Looking forward to Venice

All the artists showing in the art biennale’s national pavilions, as they are announced...

Sonia Boyce, Devotional, 2018. All Rights Reserved, DACS/Artimage 2020. Courtesy Manchester Art Gallery.

In the lead up to the 59th Venice Biennale in 2021, we will update the list of every participating country’s representing artist as the news is announced. Stay tuned!

Australia
Marco Fusinato will head to Venice as Australia’s representative. The artist and musician previously showed at the 56th Venice Biennale in 2015 as part of Okwui Enwezor’s international exhibition, All the World’s Futures.

Canada
The National Gallery of Canada has selected Toronto-based artist Stan Douglas to represent the North American country, citing his ‘continuing re-imagination of the mediums of photography and multi-channel film and video installation’ in a statement. Douglas has been involved in four previous editions of the biennale.

Finland
Pilvi Takala
has been chosen by Frame Contemporary Art Finland to represent the country.

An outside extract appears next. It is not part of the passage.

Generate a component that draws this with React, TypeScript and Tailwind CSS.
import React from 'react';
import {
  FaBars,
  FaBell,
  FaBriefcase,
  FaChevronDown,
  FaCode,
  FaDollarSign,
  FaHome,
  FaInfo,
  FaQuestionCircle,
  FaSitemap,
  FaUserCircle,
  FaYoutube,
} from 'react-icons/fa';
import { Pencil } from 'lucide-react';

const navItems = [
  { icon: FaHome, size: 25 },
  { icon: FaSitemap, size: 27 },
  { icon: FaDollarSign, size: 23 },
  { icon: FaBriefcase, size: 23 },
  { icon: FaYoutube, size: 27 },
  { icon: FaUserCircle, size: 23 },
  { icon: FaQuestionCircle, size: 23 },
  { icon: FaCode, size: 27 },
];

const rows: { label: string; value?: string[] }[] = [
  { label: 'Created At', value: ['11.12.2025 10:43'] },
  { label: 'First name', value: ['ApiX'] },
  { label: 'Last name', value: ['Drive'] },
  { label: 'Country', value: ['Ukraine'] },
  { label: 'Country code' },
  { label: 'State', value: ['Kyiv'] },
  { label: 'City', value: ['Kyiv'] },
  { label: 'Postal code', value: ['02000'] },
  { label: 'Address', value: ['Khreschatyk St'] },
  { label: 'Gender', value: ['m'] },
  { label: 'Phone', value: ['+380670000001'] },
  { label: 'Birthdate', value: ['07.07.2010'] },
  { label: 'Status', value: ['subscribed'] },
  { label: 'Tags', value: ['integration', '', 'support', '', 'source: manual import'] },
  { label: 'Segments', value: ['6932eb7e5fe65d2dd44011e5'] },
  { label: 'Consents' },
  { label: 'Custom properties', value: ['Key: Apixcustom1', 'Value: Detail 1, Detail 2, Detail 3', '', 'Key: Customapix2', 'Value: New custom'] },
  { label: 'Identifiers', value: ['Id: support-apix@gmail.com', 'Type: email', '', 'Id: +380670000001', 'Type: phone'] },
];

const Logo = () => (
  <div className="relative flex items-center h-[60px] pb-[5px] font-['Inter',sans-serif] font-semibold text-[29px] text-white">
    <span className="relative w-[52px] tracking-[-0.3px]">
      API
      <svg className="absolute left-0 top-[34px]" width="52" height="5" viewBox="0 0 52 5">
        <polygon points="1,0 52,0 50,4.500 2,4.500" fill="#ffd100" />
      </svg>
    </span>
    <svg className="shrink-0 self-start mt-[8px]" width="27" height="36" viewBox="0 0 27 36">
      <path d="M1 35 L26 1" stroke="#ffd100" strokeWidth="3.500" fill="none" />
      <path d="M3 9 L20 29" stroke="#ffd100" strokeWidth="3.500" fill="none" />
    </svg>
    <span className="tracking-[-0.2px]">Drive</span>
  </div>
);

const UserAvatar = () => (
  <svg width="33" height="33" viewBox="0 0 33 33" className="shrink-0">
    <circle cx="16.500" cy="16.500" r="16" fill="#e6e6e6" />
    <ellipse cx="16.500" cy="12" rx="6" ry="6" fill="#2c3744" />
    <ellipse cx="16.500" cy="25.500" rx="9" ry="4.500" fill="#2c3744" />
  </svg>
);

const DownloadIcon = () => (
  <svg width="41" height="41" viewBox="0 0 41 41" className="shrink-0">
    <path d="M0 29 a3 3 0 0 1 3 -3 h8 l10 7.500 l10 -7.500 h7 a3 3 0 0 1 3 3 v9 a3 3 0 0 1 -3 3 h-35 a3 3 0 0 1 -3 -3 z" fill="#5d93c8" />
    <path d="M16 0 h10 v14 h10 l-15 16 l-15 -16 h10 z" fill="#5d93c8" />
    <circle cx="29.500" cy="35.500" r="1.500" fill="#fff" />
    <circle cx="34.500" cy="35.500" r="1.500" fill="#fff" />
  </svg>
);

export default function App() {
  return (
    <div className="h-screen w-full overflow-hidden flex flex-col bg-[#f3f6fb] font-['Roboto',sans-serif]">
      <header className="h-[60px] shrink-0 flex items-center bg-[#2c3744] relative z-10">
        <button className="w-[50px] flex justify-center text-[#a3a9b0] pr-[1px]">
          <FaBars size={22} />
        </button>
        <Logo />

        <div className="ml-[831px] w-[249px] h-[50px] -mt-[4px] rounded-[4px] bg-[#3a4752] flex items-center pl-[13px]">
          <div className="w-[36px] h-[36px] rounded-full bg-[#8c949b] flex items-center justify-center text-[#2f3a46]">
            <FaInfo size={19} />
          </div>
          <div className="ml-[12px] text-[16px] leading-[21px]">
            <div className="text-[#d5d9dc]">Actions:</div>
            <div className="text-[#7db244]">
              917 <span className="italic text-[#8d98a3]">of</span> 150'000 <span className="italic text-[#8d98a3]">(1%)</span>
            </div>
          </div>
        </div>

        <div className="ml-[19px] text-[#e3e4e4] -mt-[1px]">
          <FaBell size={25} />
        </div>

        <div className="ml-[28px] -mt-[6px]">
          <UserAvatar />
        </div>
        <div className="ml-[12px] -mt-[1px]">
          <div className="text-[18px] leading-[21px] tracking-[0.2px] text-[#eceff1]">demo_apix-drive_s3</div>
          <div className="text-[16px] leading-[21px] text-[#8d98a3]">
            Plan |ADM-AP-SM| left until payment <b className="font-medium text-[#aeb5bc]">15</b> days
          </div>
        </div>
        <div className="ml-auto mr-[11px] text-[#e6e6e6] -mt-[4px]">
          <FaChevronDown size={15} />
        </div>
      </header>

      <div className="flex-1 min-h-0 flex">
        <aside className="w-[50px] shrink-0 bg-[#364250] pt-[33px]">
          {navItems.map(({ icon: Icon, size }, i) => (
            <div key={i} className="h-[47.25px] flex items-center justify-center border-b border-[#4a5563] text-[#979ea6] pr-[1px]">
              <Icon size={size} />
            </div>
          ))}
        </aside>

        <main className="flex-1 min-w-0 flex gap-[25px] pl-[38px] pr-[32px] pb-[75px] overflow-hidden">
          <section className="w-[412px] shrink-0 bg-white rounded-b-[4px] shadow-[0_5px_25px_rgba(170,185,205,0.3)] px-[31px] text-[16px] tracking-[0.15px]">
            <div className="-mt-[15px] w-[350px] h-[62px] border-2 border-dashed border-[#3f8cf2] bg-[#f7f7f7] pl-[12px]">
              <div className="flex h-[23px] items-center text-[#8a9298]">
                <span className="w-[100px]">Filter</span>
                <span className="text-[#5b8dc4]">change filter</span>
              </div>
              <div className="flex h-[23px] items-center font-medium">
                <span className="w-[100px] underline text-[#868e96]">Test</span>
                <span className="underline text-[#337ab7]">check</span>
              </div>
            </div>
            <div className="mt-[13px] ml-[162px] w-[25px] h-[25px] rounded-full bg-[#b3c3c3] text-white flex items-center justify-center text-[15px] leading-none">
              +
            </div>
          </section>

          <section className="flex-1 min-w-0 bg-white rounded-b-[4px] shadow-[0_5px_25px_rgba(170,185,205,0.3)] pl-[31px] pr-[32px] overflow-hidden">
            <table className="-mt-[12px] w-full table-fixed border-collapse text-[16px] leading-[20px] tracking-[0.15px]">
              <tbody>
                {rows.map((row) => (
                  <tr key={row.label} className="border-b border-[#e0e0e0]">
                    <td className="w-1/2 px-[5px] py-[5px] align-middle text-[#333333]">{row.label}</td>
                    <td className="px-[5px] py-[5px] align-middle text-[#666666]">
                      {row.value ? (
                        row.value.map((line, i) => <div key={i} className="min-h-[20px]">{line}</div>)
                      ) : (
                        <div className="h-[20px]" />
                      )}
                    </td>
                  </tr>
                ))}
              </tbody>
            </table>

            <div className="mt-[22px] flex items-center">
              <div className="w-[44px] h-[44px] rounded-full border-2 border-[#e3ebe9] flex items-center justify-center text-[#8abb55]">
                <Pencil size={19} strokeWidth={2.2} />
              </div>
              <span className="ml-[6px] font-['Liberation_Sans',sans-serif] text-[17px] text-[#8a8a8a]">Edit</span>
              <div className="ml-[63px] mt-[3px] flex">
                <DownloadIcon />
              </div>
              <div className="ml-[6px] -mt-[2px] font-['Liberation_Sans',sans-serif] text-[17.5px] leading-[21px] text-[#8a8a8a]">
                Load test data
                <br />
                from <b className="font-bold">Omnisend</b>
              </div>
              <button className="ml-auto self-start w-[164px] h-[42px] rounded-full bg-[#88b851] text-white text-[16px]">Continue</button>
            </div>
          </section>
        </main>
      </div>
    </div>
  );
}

Berlin and Helsinki-based, the artist is best known for her videos documenting performance interventions, ranging from dressing as Snow White to visit Disney Land Paris (and being turned away) to taking a job at the marketing company and refusing to do any work. The pavilion is to be curated by Christina Li, who, now Hong Kong and Amsterdam-based, was previously the director and then curator-at-large of Spring Workshop. 

France
Zineb Sedira will represent France, making her the first French-Algerian-British to do so. The London-based artist works with film and photography to explore ideas around cultural identity and belonging. 

Great Britain
The British council has chosen London-based artist Sonia Boyce to represent Britain. Boyce works with many mediums, highlighting and challenging notions about the representation of the black body and how they intersect with ideas about class and gender, particularly in Britain. She will be the first black woman to represent Britain at the biennale. 

Iceland
Sigurður Guðjónsson is Iceland’s pick. Guðjónsson works with audio-visual installations that simulate synaesthetic experiences, creating unusual links between vision and hearing to extend the audience’s perceptual field. 

New Zealand 
Samoan-born artist Yuki Kihara has been selected to represent New Zealand. Kihara, who studied fashion design and technology, uses an interdisciplinary approach to highlight and question historical narratives regarding people of Pacific descent.  

Switzerland
Latifa Echakhch will represent Switzerland, having already done so once before at the 54th edition in 2011. Echakhch is best known for her installations, which make use of ordinary objects, decontextualising them to allow for open interpretation.